Kudayar Pirimbaev
Kudayar Pirimbaev

Reputation: 1320

A particular tiling of a square with rectangles

Suppose we have a square with side length S, and N copies of rectangular tile with length X and width Y. The program must show all the ways in which these copies can be arranged in a grid so that no two copies can touch each other.

By showing, I mean that it must show the set of coordinates of upper left corners of every copy in a grid.

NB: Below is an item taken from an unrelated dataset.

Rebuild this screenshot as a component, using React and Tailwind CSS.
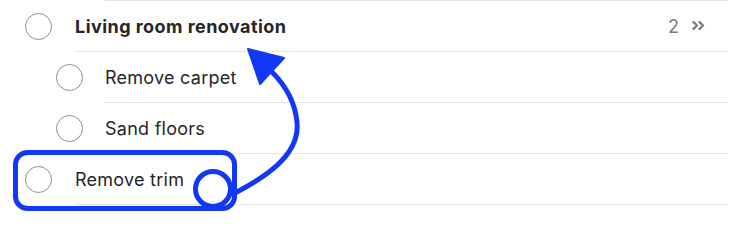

I tried to do it in the following way:

  1. Find a base case where I try to place every copy with 1 square separation. For example, for 6 copies of a 1x2 tile on a 6x6 grid, the base case is

    xx_xx_
    ______
    xx_xx_
    ______
    xx_xx_
    ______
    
  2. Move the last tile to possible positions.

  3. Return the last tile to the base case, move the tile before the last one to the possible position. Repeat Step 2.

  4. Do it back for every tile.

Basically the problem is that I cannot find the cases where the difference in row or column numbers is 1 but they don't touch each other. For example, I cannot find this case:

xx____  This tile
___xx_  and this one has a difference in row numbers 1.
xx____
___xx_
xx____
___xx_

Can you suggest something? Or maybe a more efficient algorithm?

NOTE: I try to implement it in Prolog.

Upvotes: 3

Views: 640

Answers (2)

Aravind
Aravind

Reputation: 3179

You can use a bitmask for the previous row each time you fill a specific row. For example:

If previous row is like:

XX----

Then have a bitmask like 110000. To fill next row, see that you don't use the places where there are 1's in the bitmask.

So you can do this:

for(int i=0;i<(1<<S);i++)
 if(i & bitmask)
 {
 //can't place tile in this fashion as few tiles of previous row touch this row's tiles
 continue;
 }
 else
 {
 //No conflicts between rows, but with in this row there could be touching tiles as in 111100
 //Use a for loop to check if the given row has no two tiles touching
 //Check if each string of 1's is of length X
 //If all is well recursively call this function to fill the next row using i as the bitmask
 }

I will let you figure out the actual implementation.

Upvotes: 0

user1666959
user1666959

Reputation: 1855

You'll find that the problem lends itself to constraint programming (which isn't that far from Prolog what you are trying to use):

  • given S,
  • you want a set of pairs A={(x,y)} where x elem {1..S} and y elem {1..S} and x and y denotes the top left corner of your tile,
  • such that for all (x,y) (x+1, y) is not in A and (x+2, y) is not in A and (x+3,y) is not in A and (x,y+1) is not in A ...more constraints, meaning that if you have a tile on (x,y) no tile 'starts' on (x+1,y) or (x+2,y) or (x+3,y) ie they don't overlap and don't touch.

The beauty is that with the above you declaratively specified the problem, and then your favourite constraint solver (I'd go with GECODE) goes and finds all solutions for you. And if your specification is not complete you get tiles which touch or overlap in unexpected ways, you can modify the specification and don't have to reinvent the wheel. This will work for quite large instances of the problem...when you can add clever ways of pruning the search tree, you only have to start inventing clever algorithms if you need large S. Sort of pay as you go.